Shown below is a listing with pictures; reproduce exactly, and only, the lines between the ones containing "Rebuild this screenshot" and "const majorIdx = [1, 11, 21];", inclusive, leaving the pictures out.

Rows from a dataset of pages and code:
+++
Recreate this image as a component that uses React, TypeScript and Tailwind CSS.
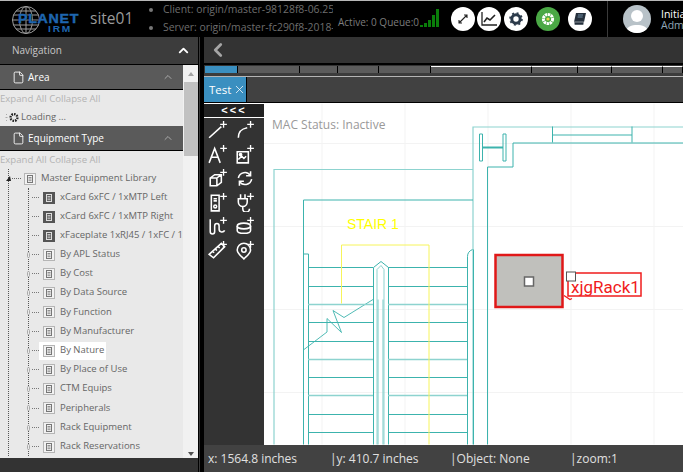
import React from "react";
import { ChevronUp, ChevronLeft, X, File } from "lucide-react";

const font = { fontFamily: '"Open Sans", sans-serif' };

function DevIcon({ dark }: { dark?: boolean }) {
  return (
    <svg width="12" height="12" viewBox="0 0 12 12" className="shrink-0">
      <rect x="0.5" y="0.5" width="11" height="11" fill={dark ? "#555" : "#f2f2f2"} stroke={dark ? "#555" : "#b5b5b5"} />
      <rect x="3.5" y="2.5" width="5" height="7" fill="none" stroke={dark ? "#ddd" : "#777"} />
      <path d="M4.5 4.5h3M4.5 6h3M4.5 7.7h3" stroke={dark ? "#ddd" : "#777"} strokeWidth="0.8" />
    </svg>
  );
}

const kids: { t: string; dark?: boolean; sel?: boolean; h?: string }[] = [
  { t: "xCard 6xFC / 1xMTP Left", dark: true },
  { t: "xCard 6xFC / 1xMTP Right", dark: true },
  { t: "xFaceplate 1xRJ45 / 1xFC / 1xMTP", dark: true },
  { t: "By APL Status" },
  { t: "By Cost" },
  { t: "By Data Source" },
  { t: "By Function", h: "h-[20px]" },
  { t: "By Manufacturer" },
  { t: "By Nature", sel: true },
  { t: "By Place of Use" },
  { t: "CTM Equips" },
  { t: "Peripherals", h: "h-[20px]" },
  { t: "Rack Equipment" },
  { t: "Rack Reservations" },
];

function PanelHead({ label }: { label: string }) {
  return (
    <div className="h-[25px] shrink-0 bg-[#5a5a5a] border-b border-black flex items-center pl-[12px] pr-[9px] text-white text-[10px]">
      <File size={13} strokeWidth={1.6} className="text-white mr-[2px] shrink-0" />
      <span className="ml-[1px]">{label}</span>
      <ChevronUp size={12} className="ml-auto text-[#aaa]" />
    </div>
  );
}

function ExpandLine() {
  return <div className="h-[18px] text-[9.6px] leading-[18px] text-[#b3b3b3] whitespace-nowrap">Expand All Collapse All</div>;
}

function Sidebar() {
  return (
    <div className="w-[198px] shrink-0 flex flex-col bg-[#333]">
      <div className="h-[28px] shrink-0 bg-[#3c3c3c] border-b border-black flex items-center pl-[12px] pr-[7px] text-[#c8c8c8] text-[10px]">
        Navigation
        <ChevronUp size={15} strokeWidth={3} className="ml-auto text-white" />
      </div>
      <div className="h-[393px] flex bg-[#f1f1f1]">
        <div className="w-[183px] bg-[#e9e9e9] overflow-hidden">
          <PanelHead label="Area" />
          <ExpandLine />
          <div className="h-[18px] flex items-center pl-[5px] text-[9.5px] text-[#666] whitespace-nowrap">
            <svg width="15" height="11" viewBox="0 0 15 11" className="mr-[1px] shrink-0">
              <circle cx="9" cy="5.5" r="3.4" fill="none" stroke="#222" strokeWidth="2.4" strokeDasharray="1.6 1" />
              <path d="M1 2l1 1M0.5 5.5h2M1 9l1-1" stroke="#aaa" />
            </svg>
            Loading ...
          </div>
          <PanelHead label="Equipment Type" />
          <ExpandLine />
          <div className="relative pl-[8px] text-[9.5px] text-[#666] whitespace-nowrap">
            <div className="border-l border-dotted border-[#555]">
              <div className="h-[19px] flex items-center -ml-[3px]">
                <span className="shrink-0 w-0 h-0 border-l-[4px] border-l-transparent border-r-[1px] border-r-transparent border-b-[5px] border-b-[#222] mr-[1px]" />
                <span className="shrink-0 w-[9px] border-t border-dotted border-[#666] mr-[3px]" />
                <DevIcon />
                <span className="ml-[5px]">Master Equipment Library</span>
              </div>
              <div className="ml-[19px] border-l border-dotted border-[#555]">
                {kids.map((k) => (
                  <div key={k.t} className={`${k.h ?? "h-[19px]"} flex items-center`}>
                    {k.dark ? (
                      <span className="shrink-0 w-[3px]" />
                    ) : (
                      <span className="shrink-0 w-[3px] h-[6px] border border-[#aaa] rounded-full -ml-[2px] mr-[2px] bg-[#e9e9e9]" />
                    )}
                    <span className="shrink-0 w-[7px] border-t border-dotted border-[#777] mr-[4px]" />
                    <div className={`shrink-0 flex items-center h-[18px] -ml-[4px] pl-[4px] pr-[2px] ${k.sel ? "bg-white" : ""}`}>
                      <DevIcon dark={k.dark} />
                      <span className="ml-[5px]">{k.t}</span>
                    </div>
                  </div>
                ))}
              </div>
            </div>
          </div>
        </div>
        <div className="w-[15px] flex flex-col items-center bg-[#f1f1f1] relative">
          <span className="mt-[7px] w-0 h-0 border-x-[3.5px] border-x-transparent border-b-[4px] border-b-[#a3a3a3]" />
          <div className="w-[14px] h-[74px] bg-[#c1c1c1] mt-[6px]" />
          <span className="mt-auto mb-[2px] w-0 h-0 border-x-[3.5px] border-x-transparent border-t-[4px] border-t-[#505050]" />
        </div>
      </div>
    </div>
  );
}

function Circle({ children, green }: { children: React.ReactNode; green?: boolean }) {
  return (
    <div className={`w-[24px] h-[24px] rounded-full flex items-center justify-center shrink-0 ${green ? "bg-[#4aa845]" : "bg-white"}`}>
      {children}
    </div>
  );
}

function Header() {
  return (
    <div className="h-[37px] shrink-0 bg-black border-t border-[#b8b8b8] flex items-stretch overflow-hidden">
      <div className="w-[86px] shrink-0 relative">
        <svg width="32" height="32" viewBox="0 0 32 32" className="absolute left-[10px] top-[3px]" fill="none" stroke="#9c9c9c" strokeWidth="1">
          <circle cx="16" cy="16" r="13.5" />
          <ellipse cx="16" cy="16" rx="6.5" ry="13.5" />
          <path d="M16 2.5v27M3.5 11h25M2.5 16h27M3.5 21h25M6 7h20M6 25h20" />
        </svg>
        <div className="absolute left-[18px] top-[12px] text-[#1e66b0] text-[12.5px] leading-[13px] font-bold tracking-[0.6px] scale-x-[1.14] origin-left [text-shadow:0_0_2px_#000] [-webkit-text-stroke:0.4px_#1e66b0]" style={{ fontFamily: '"Liberation Sans", sans-serif' }}>PLANET</div>
        <div className="absolute left-[48px] top-[24px] text-[#1e66b0] text-[8.5px] leading-[9px] font-bold tracking-[1.5px] scale-x-[1.2] origin-left" style={{ fontFamily: '"Liberation Sans", sans-serif' }}>IRM</div>
      </div>
      <div className="w-[60px] pl-[4px] shrink-0 text-[#9a9a9a] text-[15.5px] leading-[35px]">site01</div>
      <div className="w-[187px] shrink-0 overflow-hidden text-[10.4px] text-[#6e6e6e] pl-[3px] whitespace-nowrap">
        <div className="flex items-center h-[18px]"><span className="shrink-0 w-[4px] h-[4px] rounded-full bg-[#777] mr-[10px]" />Client: origin/master-98128f8-06.25-1</div>
        <div className="flex items-center h-[18px]"><span className="shrink-0 w-[4px] h-[4px] rounded-full bg-[#777] mr-[10px]" />Server: origin/master-fc290f8-2018-06</div>
      </div>
      <div className="w-[87px] shrink-0 pl-[5px] text-[10px] text-[#7d7d7d] leading-[43px] whitespace-nowrap">Active: 0 Queue:0</div>
      <div className="w-[31px] shrink-0 flex items-end gap-[1px] pb-[10px]">
        <span className="w-[3px] h-[2px] bg-[#0a7d0a]" />
        <span className="w-[3px] h-[4px] bg-[#0a7d0a]" />
        <span className="w-[3px] h-[7px] bg-[#0a7d0a]" />
        <span className="w-[3px] h-[12px] bg-[#0a7d0a]" />
        <span className="w-[3px] h-[18px] bg-[#0a7d0a]" />
      </div>
      <div className="w-[156px] shrink-0 flex items-center">
        <div className="mr-[2px]">
          <Circle>
            <svg width="12" height="12" viewBox="0 0 12 12" fill="none" stroke="#222" strokeWidth="1.1"><path d="M2 10l8-8M2 7v3h3M7 2h3v3" /></svg>
          </Circle>
        </div>
        <div className="mr-[3px]">
          <Circle>
            <svg width="16" height="14" viewBox="0 0 16 14" fill="none" stroke="#222" strokeWidth="1.3"><path d="M1 0v13h15" /><path d="M3 10l3-4 3 2 5-5" strokeWidth="1.6" /></svg>
          </Circle>
        </div>
        <div className="mr-[8px]">
          <Circle>
            <svg width="14" height="14" viewBox="0 0 14 14"><circle cx="7" cy="7" r="4.2" fill="none" stroke="#2b3a4a" strokeWidth="3" /><circle cx="7" cy="7" r="6" fill="none" stroke="#2b3a4a" strokeWidth="1.6" strokeDasharray="2 2.7" /></svg>
          </Circle>
        </div>
        <div className="mr-[8px]">
          <Circle green>
            <svg width="14" height="14" viewBox="0 0 14 14"><circle cx="7" cy="7" r="4.6" fill="none" stroke="#fff" strokeWidth="3" strokeDasharray="2.4 0.6" /><circle cx="7" cy="7" r="1.6" fill="#e6d84a" /></svg>
          </Circle>
        </div>
        <Circle>
          <svg width="14" height="14" viewBox="0 0 14 14"><path d="M3 1h10l-2 9H1z" fill="#25303c" /><path d="M1 10h10l-.5 3H1.5z" fill="#25303c" stroke="#fff" strokeWidth="0.5" /><path d="M5 3h5M4.6 5h5" stroke="#6f8aa0" /></svg>
        </Circle>
      </div>
      <div className="w-[76px] shrink-0 border-l border-[#3a3a3a] flex items-center pl-[15px]">
        <div className="w-[28px] h-[28px] rounded-full bg-[#b8c2c8] overflow-hidden shrink-0">
          <svg width="28" height="28" viewBox="0 0 28 28"><circle cx="14" cy="11" r="6" fill="#fff" /><path d="M3 28c0-7 6-8 11-8s11 1 11 8z" fill="#fff" /></svg>
        </div>
        <div className="ml-[10px] text-[10.5px] leading-[10px] whitespace-nowrap">
          <div className="text-white">Initial</div>
          <div className="text-[#8fa6b8] mt-[1px]">Admin</div>
        </div>
      </div>
    </div>
  );
}

const plus = "M14 1v6M11 4h6";
const tools: React.ReactNode[] = [
  <path d="M1 16L12 6" />,
  <path d="M3 16c0-6 3-8 8-9" />,
  <>
    <path d="M1 17l5-13 5 13M3 12h6" />
  </>,
  <>
    <path d="M2 7h10v10H2zM3 14l3-3 2 2 2-2" />
    <circle cx="5" cy="9.5" r="1" fill="#fff" />
  </>,
  <path d="M2 9l4-3h6v7l-4 3H2zM2 9h6v7M8 9l4-3" />,
  <>
    <path d="M3 9a6 6 0 0 1 11-2M15 10a6 6 0 0 1-11 2" />
    <path d="M14 3v4h-4M4 16v-4h4" />
  </>,
  <>
    <path d="M3 3h7v14H3zM5 6h3M5 8h3" />
    <circle cx="6.5" cy="13" r="1.3" />
  </>,
  <path d="M3 6h8v3a4 4 0 0 1-8 0zM5 6V2M9 6V2M7 13v2a3 3 0 0 0 6 0" />,
  <path d="M2 3v11c0 3 4 3 4 0V9c0-3 4-3 4 0v3c0 3 4 3 5 1" />,
  <>
    <ellipse cx="8" cy="9" rx="6" ry="2.6" />
    <path d="M2 9v4c0 3.4 12 3.4 12 0V9" />
  </>,
  <path d="M1 13L12 3l3 3L5 16zM4 10l1.5 1.5M6.5 8L8 9.500M9 5.700l1.500 1.500" />,
  <>
    <path d="M8 17c-3-3-6-5-6-8a6 6 0 0 1 12 0c0 3-3 5-6 8z" />
    <circle cx="8" cy="9" r="2" />
  </>,
];

function Tools() {
  return (
    <div className="w-[60px] shrink-0 bg-[#333] flex flex-col">
      <div className="h-[15px] shrink-0 bg-[#222] border-y border-white flex items-center justify-center text-white text-[11px] font-bold tracking-[2px]" style={{ fontFamily: '"Liberation Sans", sans-serif' }}>
        &lt;&lt;&lt;
      </div>
      <div className="grid grid-cols-2 pr-[6px] auto-rows-[24px] place-items-center">
        {tools.map((t, i) => (
          <svg key={i} width="20" height="20" viewBox="0 0 18 18" fill="none" stroke="#fff" strokeWidth="1.4">
            {t}
            {i !== 5 && <path d={plus} strokeWidth="1.2" />}
          </svg>
        ))}
      </div>
    </div>
  );
}

function Plan() {
  const t = "#3cb3ad";
  const l = "#8dd3cf";
  const treads: [number, boolean][] = [[268, false], [287, false], [305, true], [323, false], [342, false], [360, true], [378, false], [396, true], [415, false], [433, false]];
  return (
    <svg viewBox="264 104 419 341" className="absolute inset-0 w-full h-full" fill="none">
      <g stroke="#f3f3f3">
        {[322, 405, 488, 571, 654].map((x) => <path key={x} d={`M${x} 104V445`} />)}
        {[144, 227, 310, 393].map((y) => <path key={y} d={`M264 ${y}H683`} />)}
      </g>
      <g stroke={l} strokeWidth="1.2">
        <path d="M274 445V170H473" />
        <path d="M473 445V127.500H683" />
        <path d="M378 300V445M383 300V445" />
      </g>
      <g stroke={t}>
        <path d="M303.500 445V200.500H473" />
        <path d="M487.500 445V167.500H513V143.500H683" />
        <path d="M552.500 127V143M632 127V143M552.500 135.500H632" />
        <path d="M308.500 445V254.500H303.500" />
        <path d="M467.500 445V257q0-5 5-7" />
        <path d="M473.500 445V250" />
        <path d="M479.500 134.500h3v27h-3zM503 134.500h3v27h-3z" stroke={t} />
        <path d="M482.500 148H503" strokeWidth="2" />
        <path d="M373.500 445V268L381 262L388.500 268V445" />
        <path d="M377 445V270L381 266L384 270V445" stroke={l} />
        <path d="M304 350L327 332.500V319L341.500 333L333 311L344 318L373 300" strokeWidth="0.9" />
        {treads.map(([y, light]) => (
          <g key={y} stroke={light ? l : t} strokeWidth={light ? 1.4 : 1}>
            <path d={`M308 ${y}H373M388 ${y}H467`} />
          </g>
        ))}
      </g>
      <path d="M341.500 304V245.500H429V445" stroke="#f6f45a" />
      <text x="347" y="229" fill="#ffff00" fontSize="14" style={{ fontFamily: '"Liberation Sans", sans-serif' }}>STAIR 1</text>
      <rect x="495.500" y="255.500" width="67" height="52" fill="#c0c0bc" stroke="#e01818" strokeWidth="2.500" />
      <rect x="524.500" y="277.500" width="9" height="9" fill="#fff" stroke="#666" strokeWidth="1.500" />
      <rect x="568" y="273.500" width="73" height="23" fill="#fff" stroke="#f01c1c" strokeWidth="1.500" />
      <path d="M564 296l6 4 2-1" stroke="#f01c1c" strokeWidth="1.300" />
      <rect x="566.500" y="272.500" width="9" height="9" fill="#fff" stroke="#555" />
      <text x="571" y="293" fill="#f01c1c" fontSize="17" style={{ fontFamily: 'Roboto, sans-serif' }}>xjgRack1</text>
    </svg>
  );
}

function Main() {
  const cells = [
    { w: 33, c: "bg-[#3a8fc0]" },
    { w: 62 }, { w: 38 }, { w: 41 }, { w: 52 },
    { w: 101, top: true }, { w: 46, top: true }, { w: 34, top: true }, { w: 51, top: true }, { w: 20, top: true },
  ];
  return (
    <div className="flex-1 min-w-0 flex flex-col">
      <div className="h-[26px] shrink-0 bg-[#333] flex items-center pl-[3px]">
        <ChevronLeft size={22} strokeWidth={3} className="text-[#a5a5a5]" />
      </div>
      <div className="h-[2px] shrink-0 bg-black" />
      <div className="h-[8px] shrink-0 bg-[#333] pt-[1px] pl-[1px] flex overflow-hidden">
        {cells.map((c, i) => (
          <div
            key={i}
            style={{ width: c.w }}
            className={`h-[7px] shrink-0 border-r border-black ${c.c ?? "bg-[#5c5c5c]"} ${c.top ? "border-t border-t-white" : ""}`}
          />
        ))}
      </div>
      <div className="h-[3px] shrink-0 bg-[#3c3c3c]" />
      <div className="h-[1px] shrink-0 bg-[#b5b5b5]" />
      <div className="h-[26px] shrink-0 bg-[#414141] border-b border-black flex">
        <div className="w-[43px] h-[25px] bg-[#3a8fc0] border-r border-black flex items-center pl-[5px] text-white text-[11.5px]">
          Test
          <X size={13} strokeWidth={1.4} className="ml-[2px] shrink-0" />
        </div>
      </div>
      <div className="flex-1 min-h-0 flex">
        <Tools />
        <div className="flex-1 relative bg-white overflow-hidden">
          <Plan />
          <div className="absolute left-[8px] top-[15px] text-[12px] leading-[14px] text-[#999]">MAC Status: Inactive</div>
        </div>
      </div>
      <div className="h-[27px] shrink-0 bg-[#424242] text-[12px] text-[#e0e0e0] pl-[4px] overflow-hidden whitespace-nowrap">
        <div className="flex h-[25px] items-center pt-[2px]">
          <span className="w-[122px]">x: 1564.8 inches</span>
          <span className="w-[120px]">|y: 410.7 inches</span>
          <span className="w-[120px]">|Object: None</span>
          <span>|zoom:1</span>
        </div>
        <div className="pl-[1px] leading-[14px]">H: 00000/00 0.105</div>
      </div>
    </div>
  );
}

export default function App() {
  return (
    <div className="w-[683px] h-[472px] overflow-hidden flex flex-col bg-black" style={font}>
      <Header />
      <div className="flex-1 min-h-0 flex">
        <div className="flex flex-col">
          <Sidebar />
          <div className="flex-1 w-[198px] bg-[#333]" />
        </div>
        <div className="w-[6px] shrink-0 bg-black flex">
          <div className="w-[1px] ml-[1px] bg-[#3a3a3a]" />
        </div>
        <Main />
      </div>
    </div>
  );
}
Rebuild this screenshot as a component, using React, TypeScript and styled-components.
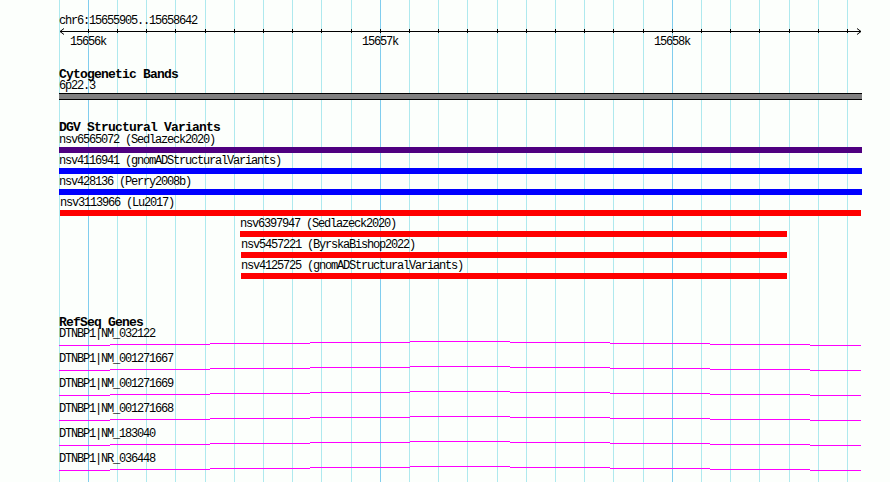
import React from 'react';
import styled, { createGlobalStyle } from 'styled-components';

// 基本の色と寸法
const BG = '#fcfffc';
const MINOR = '#aee9ee';
const MAJOR = '#80cdee';
const PANEL_LEFT = 59;
const PANEL_WIDTH = 803;

// グリッド線の位置 (ページ座標)
const gridXs = Array.from({ length: 28 }, (_, k) => Math.floor(59 + 29.2 * k));
const majorIdx = [1, 11, 21];

const gridImages = gridXs
  .map((_, k) => {
    const c = majorIdx.includes(k) ? MAJOR : MINOR;
    return `linear-gradient(${c}, ${c})`;
  })
  .join(', ');
const gridPositions = gridXs.map(x => `${x}px 0`).join(', ');

const GlobalStyle = createGlobalStyle`
  html, body {
    margin: 0;
    padding: 0;
    background: ${BG};
    overflow: hidden;
  }
`;

const Page = styled.div`
  min-height: 100vh;
  box-sizing: border-box;
  padding: 16px 0 0 ${PANEL_LEFT}px;
  background-color: ${BG};
  background-image: ${gridImages};
  background-position: ${gridPositions};
  background-size: 1px 100%;
  background-repeat: no-repeat;
  font-family: 'Liberation Mono', 'DejaVu Sans Mono', monospace;
  color: #000;
`;

const Panel = styled.div`
  width: ${PANEL_WIDTH}px;
  display: flex;
  flex-direction: column;
`;

const Label = styled.div`
  font-size: 12px;
  line-height: 11px;
  height: 11px;
  letter-spacing: -1.2px;
  white-space: nowrap;
`;

const TrackTitle = styled.div`
  font-size: 13px;
  font-weight: bold;
  line-height: 12px;
  height: 12px;
  letter-spacing: -0.8px;
  white-space: nowrap;
`;

const Track = styled.section<{ $top: number }>`
  margin-top: ${p => p.$top}px;
  display: flex;
  flex-direction: column;
`;

const RulerSvg = styled.svg`
  display: block;
  overflow: visible;
  font-family: 'Liberation Mono', 'DejaVu Sans Mono', monospace;
  font-size: 12px;
  letter-spacing: -1.2px;
  shape-rendering: crispEdges;
`;

const BandBar = styled.div`
  margin-top: 1px;
  height: 5px;
  background: #808080;
  border-top: 1px solid #000;
  border-bottom: 1px solid #000;
`;

const FeatureList = styled.div`
  margin-top: 1px;
  display: flex;
  flex-direction: column;
`;

const FeatureRow = styled.div`
  height: 21px;
  display: flex;
  flex-direction: column;
`;

const FeatureBar = styled.div<{ $color: string }>`
  margin-top: 1px;
  height: 6px;
  background: ${p => p.$color};
`;

const GeneRow = styled.div`
  height: 25px;
  display: flex;
  flex-direction: column;
`;

const GeneSvg = styled.svg`
  display: block;
  shape-rendering: crispEdges;
`;

// データ
const ticks = gridXs.slice(1).map((x, i) => ({ x: x - PANEL_LEFT + 0.5, id: i + 1 }));
const tickLabels = [
  { x: 88, text: '15656k' },
  { x: 380, text: '15657k' },
  { x: 672, text: '15658k' },
];

type Feature = { name: string; source: string; start: number; end: number; color: string };

const variants: Feature[] = [
  { name: 'nsv6565072', source: 'Sedlazeck2020', start: 59, end: 862, color: '#4f0080' },
  { name: 'nsv4116941', source: 'gnomADStructuralVariants', start: 59, end: 862, color: '#0000ff' },
  { name: 'nsv428136', source: 'Perry2008b', start: 59, end: 862, color: '#0000ff' },
  { name: 'nsv3113966', source: 'Lu2017', start: 60, end: 861, color: '#ff0000' },
  { name: 'nsv6397947', source: 'Sedlazeck2020', start: 240, end: 787, color: '#ff0000' },
  { name: 'nsv5457221', source: 'ByrskaBishop2022', start: 241, end: 787, color: '#ff0000' },
  { name: 'nsv4125725', source: 'gnomADStructuralVariants', start: 241, end: 787, color: '#ff0000' },
];

const genes = [
  'DTNBP1|NM_032122',
  'DTNBP1|NM_001271667',
  'DTNBP1|NM_001271669',
  'DTNBP1|NM_001271668',
  'DTNBP1|NM_183040',
  'DTNBP1|NR_036448',
];

// 遺伝子ラインの段差 (ページx座標, yオフセット)
const geneSteps = [59, 110, 210, 310, 410, 510, 610, 710, 810, 861];
const geneYs = [5.5, 4.5, 3.5, 2.5, 1.5, 2.5, 3.5, 4.5, 5.5];
const genePath = geneYs
  .map((y, i) => `M${geneSteps[i] - PANEL_LEFT} ${y}H${geneSteps[i + 1] - PANEL_LEFT}`)
  .join('');

const Ruler: React.FC = () => (
  <RulerSvg width={PANEL_WIDTH} height={23}>
    <line x1={1} y1={4.5} x2={802} y2={4.5} stroke="#000" />
    <polyline points="5,1.5 1,4.5 5,7.5" fill="none" stroke="#000" shapeRendering="auto" />
    <polyline points="798,1.5 802,4.5 798,7.5" fill="none" stroke="#000" shapeRendering="auto" />
    {ticks.map(t => (
      <line key={t.id} x1={t.x} y1={2} x2={t.x} y2={6} stroke="#000" />
    ))}
    {tickLabels.map(t => (
      <text key={t.text} x={t.x - PANEL_LEFT} y={18} textAnchor="middle" fill="#000">
        {t.text}
      </text>
    ))}
  </RulerSvg>
);

const App: React.FC = () => (
  <>
    <GlobalStyle />
    <Page>
      <Panel>
        <Label>chr6:15655905..15658642</Label>
        <Ruler />

        <Track $top={19}>
          <TrackTitle>Cytogenetic Bands</TrackTitle>
          <Label>6p22.3</Label>
          <BandBar />
        </Track>

        <Track $top={22}>
          <TrackTitle>DGV Structural Variants</TrackTitle>
          <FeatureList>
            {variants.map(v => (
              <FeatureRow key={v.name} style={{ marginLeft: v.start - PANEL_LEFT }}>
                <Label>
                  {v.name} ({v.source})
                </Label>
                <FeatureBar $color={v.color} style={{ width: v.end - v.start }} />
              </FeatureRow>
            ))}
          </FeatureList>
        </Track>

        <Track $top={35}>
          <TrackTitle>RefSeq Genes</TrackTitle>
          {genes.map(g => (
            <GeneRow key={g}>
              <Label>{g}</Label>
              <GeneSvg width={PANEL_WIDTH} height={14}>
                <path d={genePath} stroke="#ff00ff" fill="none" />
              </GeneSvg>
            </GeneRow>
          ))}
        </Track>
      </Panel>
    </Page>
  </>
);

export default App;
+++
SOLUTION FOR THIS EXERCISE
Rebuild this screenshot as a component, using React, TypeScript and styled-components.
import React from 'react';
import styled, { createGlobalStyle } from 'styled-components';

// 基本の色と寸法
const BG = '#fcfffc';
const MINOR = '#aee9ee';
const MAJOR = '#80cdee';
const PANEL_LEFT = 59;
const PANEL_WIDTH = 803;

// グリッド線の位置 (ページ座標)
const gridXs = Array.from({ length: 28 }, (_, k) => Math.floor(59 + 29.2 * k));
const majorIdx = [1, 11, 21];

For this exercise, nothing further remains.